** Data excerpts **
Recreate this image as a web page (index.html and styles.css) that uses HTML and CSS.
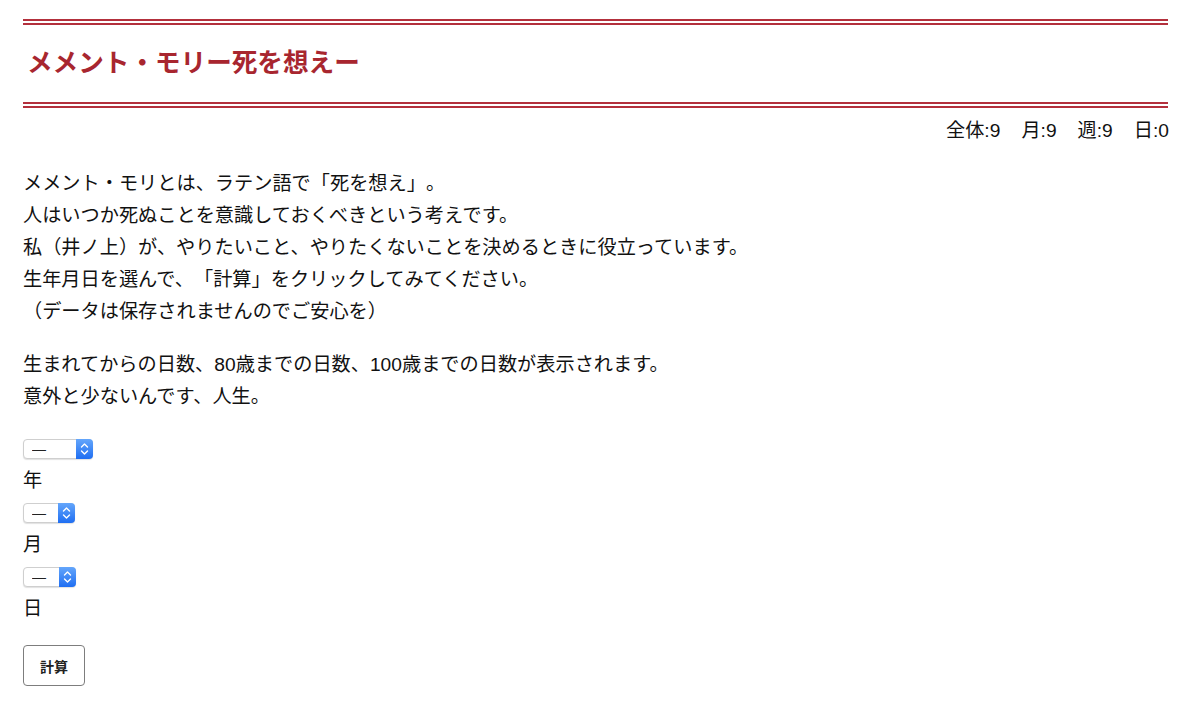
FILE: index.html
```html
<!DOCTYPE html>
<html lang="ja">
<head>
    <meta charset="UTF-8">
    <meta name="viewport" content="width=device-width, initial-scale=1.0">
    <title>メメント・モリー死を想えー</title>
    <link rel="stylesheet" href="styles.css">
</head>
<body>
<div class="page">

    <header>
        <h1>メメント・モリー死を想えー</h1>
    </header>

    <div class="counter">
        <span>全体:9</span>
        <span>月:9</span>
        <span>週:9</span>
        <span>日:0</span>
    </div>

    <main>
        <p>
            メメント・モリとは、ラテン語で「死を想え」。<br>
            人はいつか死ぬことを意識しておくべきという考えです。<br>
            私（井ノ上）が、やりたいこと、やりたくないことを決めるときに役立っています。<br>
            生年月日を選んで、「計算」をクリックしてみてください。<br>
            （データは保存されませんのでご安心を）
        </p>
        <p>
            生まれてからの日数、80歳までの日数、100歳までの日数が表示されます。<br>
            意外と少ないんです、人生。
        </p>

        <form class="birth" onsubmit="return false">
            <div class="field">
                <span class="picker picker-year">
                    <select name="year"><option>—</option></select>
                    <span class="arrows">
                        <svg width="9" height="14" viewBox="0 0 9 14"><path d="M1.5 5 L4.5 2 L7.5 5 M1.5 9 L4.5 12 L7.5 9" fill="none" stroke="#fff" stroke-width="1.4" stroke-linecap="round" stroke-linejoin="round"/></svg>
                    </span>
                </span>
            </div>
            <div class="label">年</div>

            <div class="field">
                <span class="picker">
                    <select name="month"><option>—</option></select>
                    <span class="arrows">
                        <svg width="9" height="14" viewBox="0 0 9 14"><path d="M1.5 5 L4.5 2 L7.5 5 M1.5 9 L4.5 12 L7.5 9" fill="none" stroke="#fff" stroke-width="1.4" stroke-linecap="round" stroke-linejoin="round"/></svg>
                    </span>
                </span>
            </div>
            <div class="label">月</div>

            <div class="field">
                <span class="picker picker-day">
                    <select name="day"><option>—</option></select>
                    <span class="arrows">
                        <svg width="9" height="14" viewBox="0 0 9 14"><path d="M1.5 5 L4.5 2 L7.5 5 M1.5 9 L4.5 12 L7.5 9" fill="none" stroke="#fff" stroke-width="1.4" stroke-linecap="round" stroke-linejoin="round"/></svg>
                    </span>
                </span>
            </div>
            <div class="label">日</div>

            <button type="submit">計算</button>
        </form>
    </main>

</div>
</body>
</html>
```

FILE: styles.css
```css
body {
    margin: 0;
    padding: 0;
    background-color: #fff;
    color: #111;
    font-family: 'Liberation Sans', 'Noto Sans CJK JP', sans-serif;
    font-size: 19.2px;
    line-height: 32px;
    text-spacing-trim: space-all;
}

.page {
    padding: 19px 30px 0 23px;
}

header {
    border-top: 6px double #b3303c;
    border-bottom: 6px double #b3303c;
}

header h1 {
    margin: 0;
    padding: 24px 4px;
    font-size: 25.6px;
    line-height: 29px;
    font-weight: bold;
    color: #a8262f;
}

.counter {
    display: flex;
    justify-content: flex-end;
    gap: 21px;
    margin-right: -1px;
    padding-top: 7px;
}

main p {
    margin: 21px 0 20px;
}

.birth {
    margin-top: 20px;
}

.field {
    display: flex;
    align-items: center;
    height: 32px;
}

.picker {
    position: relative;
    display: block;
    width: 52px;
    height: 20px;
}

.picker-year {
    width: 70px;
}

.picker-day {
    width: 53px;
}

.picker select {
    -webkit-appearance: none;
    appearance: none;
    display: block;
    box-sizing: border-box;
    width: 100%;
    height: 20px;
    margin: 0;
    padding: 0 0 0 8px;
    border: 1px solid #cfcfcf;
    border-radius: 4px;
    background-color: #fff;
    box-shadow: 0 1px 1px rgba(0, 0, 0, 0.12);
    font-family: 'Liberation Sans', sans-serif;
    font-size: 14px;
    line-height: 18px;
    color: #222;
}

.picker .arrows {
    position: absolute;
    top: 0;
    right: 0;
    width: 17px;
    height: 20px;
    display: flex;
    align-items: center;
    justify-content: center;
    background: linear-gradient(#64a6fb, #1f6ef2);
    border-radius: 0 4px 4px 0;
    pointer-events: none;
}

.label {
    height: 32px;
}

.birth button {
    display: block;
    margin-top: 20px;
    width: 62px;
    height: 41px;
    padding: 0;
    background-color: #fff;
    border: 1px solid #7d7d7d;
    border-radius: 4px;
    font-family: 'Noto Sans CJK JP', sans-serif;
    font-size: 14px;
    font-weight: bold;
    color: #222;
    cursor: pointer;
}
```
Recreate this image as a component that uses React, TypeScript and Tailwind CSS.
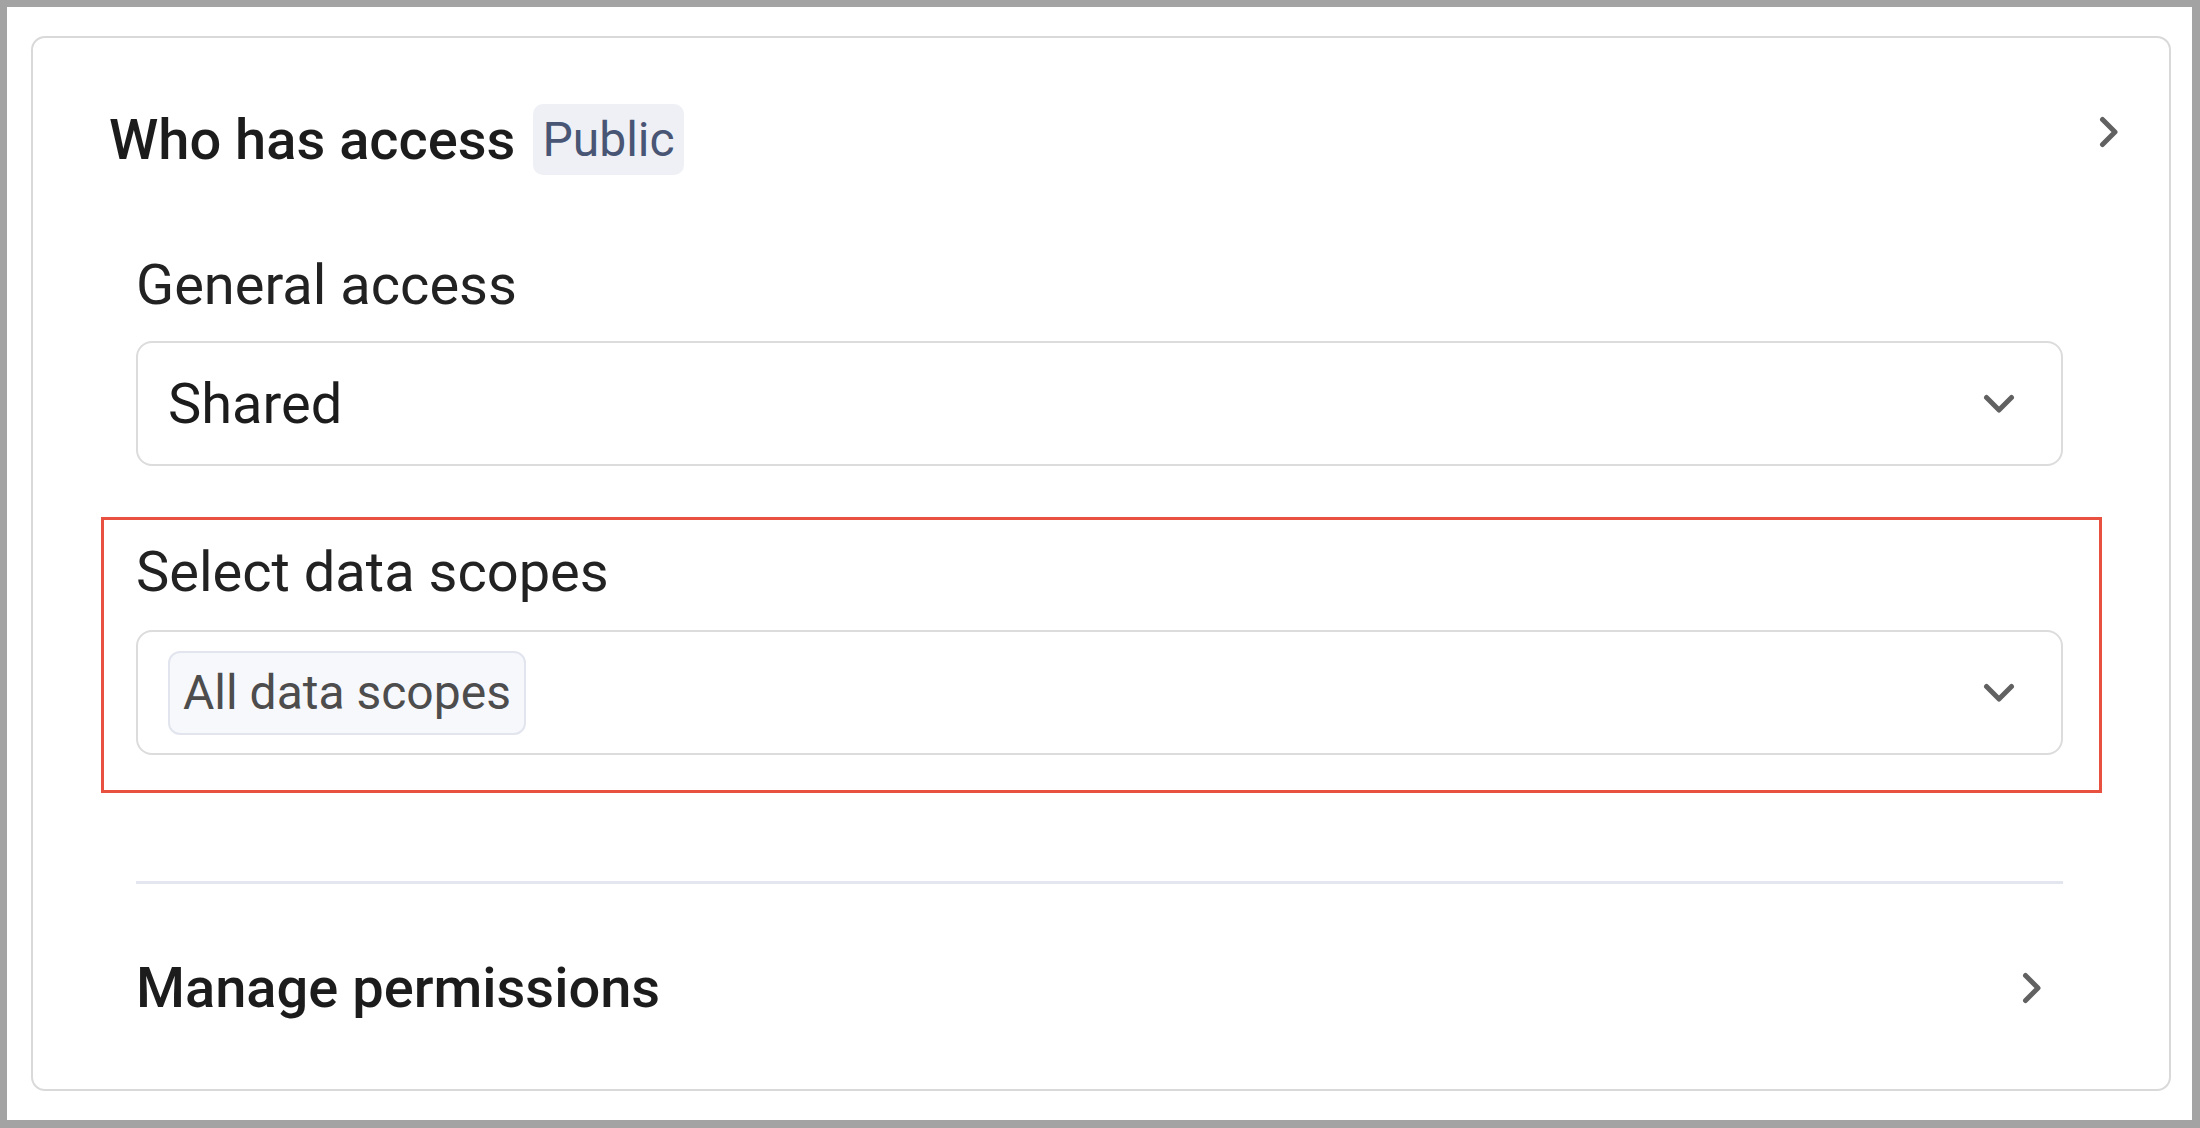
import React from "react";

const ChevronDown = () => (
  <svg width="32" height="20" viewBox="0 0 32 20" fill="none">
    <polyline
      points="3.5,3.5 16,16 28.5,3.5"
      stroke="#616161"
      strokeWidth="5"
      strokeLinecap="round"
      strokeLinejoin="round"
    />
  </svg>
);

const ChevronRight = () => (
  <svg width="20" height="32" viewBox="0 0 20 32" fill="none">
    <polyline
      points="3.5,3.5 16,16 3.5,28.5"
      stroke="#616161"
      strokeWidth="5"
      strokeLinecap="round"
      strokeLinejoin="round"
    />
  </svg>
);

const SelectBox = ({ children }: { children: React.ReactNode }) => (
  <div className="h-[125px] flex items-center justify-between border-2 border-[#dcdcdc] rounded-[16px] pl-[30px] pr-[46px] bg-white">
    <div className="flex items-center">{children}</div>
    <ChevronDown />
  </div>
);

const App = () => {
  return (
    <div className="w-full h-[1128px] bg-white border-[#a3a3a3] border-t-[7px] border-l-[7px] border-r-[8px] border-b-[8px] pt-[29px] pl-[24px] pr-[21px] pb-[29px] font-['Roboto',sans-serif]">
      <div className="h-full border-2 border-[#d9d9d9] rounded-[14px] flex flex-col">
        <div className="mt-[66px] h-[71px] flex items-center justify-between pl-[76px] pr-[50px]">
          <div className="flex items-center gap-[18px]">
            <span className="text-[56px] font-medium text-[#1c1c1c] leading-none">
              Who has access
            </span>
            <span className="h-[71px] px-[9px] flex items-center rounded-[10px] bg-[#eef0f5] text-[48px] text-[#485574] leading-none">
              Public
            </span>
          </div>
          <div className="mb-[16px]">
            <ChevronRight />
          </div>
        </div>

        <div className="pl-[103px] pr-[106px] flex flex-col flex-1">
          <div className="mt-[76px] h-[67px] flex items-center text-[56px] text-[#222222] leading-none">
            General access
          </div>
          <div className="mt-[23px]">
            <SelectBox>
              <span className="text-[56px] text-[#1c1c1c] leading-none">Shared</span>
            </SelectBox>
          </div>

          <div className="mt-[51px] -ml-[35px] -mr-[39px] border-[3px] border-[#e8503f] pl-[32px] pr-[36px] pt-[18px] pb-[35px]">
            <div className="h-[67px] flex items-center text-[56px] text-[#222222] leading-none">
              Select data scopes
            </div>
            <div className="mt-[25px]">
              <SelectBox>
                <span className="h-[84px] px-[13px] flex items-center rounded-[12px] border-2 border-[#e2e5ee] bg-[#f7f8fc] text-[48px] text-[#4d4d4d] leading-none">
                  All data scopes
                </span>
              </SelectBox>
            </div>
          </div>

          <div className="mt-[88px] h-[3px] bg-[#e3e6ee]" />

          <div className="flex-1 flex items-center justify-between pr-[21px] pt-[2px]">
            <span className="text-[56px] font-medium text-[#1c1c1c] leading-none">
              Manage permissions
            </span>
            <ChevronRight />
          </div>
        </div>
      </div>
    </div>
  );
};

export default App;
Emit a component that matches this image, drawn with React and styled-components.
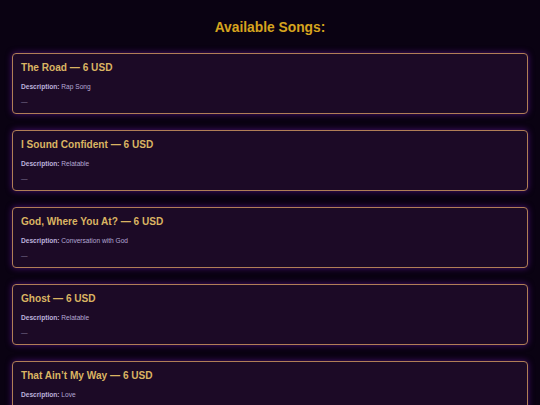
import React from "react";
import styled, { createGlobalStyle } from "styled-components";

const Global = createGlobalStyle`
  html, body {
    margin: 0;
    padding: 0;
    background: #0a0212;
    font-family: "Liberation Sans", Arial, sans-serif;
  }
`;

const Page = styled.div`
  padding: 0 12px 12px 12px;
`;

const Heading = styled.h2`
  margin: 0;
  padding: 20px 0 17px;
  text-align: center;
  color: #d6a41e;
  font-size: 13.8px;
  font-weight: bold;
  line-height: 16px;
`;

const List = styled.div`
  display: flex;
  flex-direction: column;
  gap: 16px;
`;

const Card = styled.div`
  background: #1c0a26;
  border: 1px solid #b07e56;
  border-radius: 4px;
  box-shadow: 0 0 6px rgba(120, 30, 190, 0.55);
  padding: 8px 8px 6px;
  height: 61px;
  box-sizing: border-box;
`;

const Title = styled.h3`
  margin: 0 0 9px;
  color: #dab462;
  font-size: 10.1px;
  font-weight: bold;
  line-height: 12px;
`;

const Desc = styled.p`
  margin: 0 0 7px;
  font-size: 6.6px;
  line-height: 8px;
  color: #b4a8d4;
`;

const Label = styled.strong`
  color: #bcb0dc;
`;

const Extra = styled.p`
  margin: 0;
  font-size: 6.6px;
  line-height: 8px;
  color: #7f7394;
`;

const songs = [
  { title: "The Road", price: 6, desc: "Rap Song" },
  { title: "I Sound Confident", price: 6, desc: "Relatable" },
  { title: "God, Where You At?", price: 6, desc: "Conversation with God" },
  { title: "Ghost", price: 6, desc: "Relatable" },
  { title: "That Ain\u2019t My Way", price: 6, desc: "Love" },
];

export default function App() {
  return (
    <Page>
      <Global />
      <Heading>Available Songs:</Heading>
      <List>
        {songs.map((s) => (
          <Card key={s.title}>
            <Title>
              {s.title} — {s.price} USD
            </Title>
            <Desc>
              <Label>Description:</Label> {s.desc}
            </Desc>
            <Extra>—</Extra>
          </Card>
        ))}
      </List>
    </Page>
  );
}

** Problem description **
State only the number of lines in these entries that contain "styled".

** Final result **
10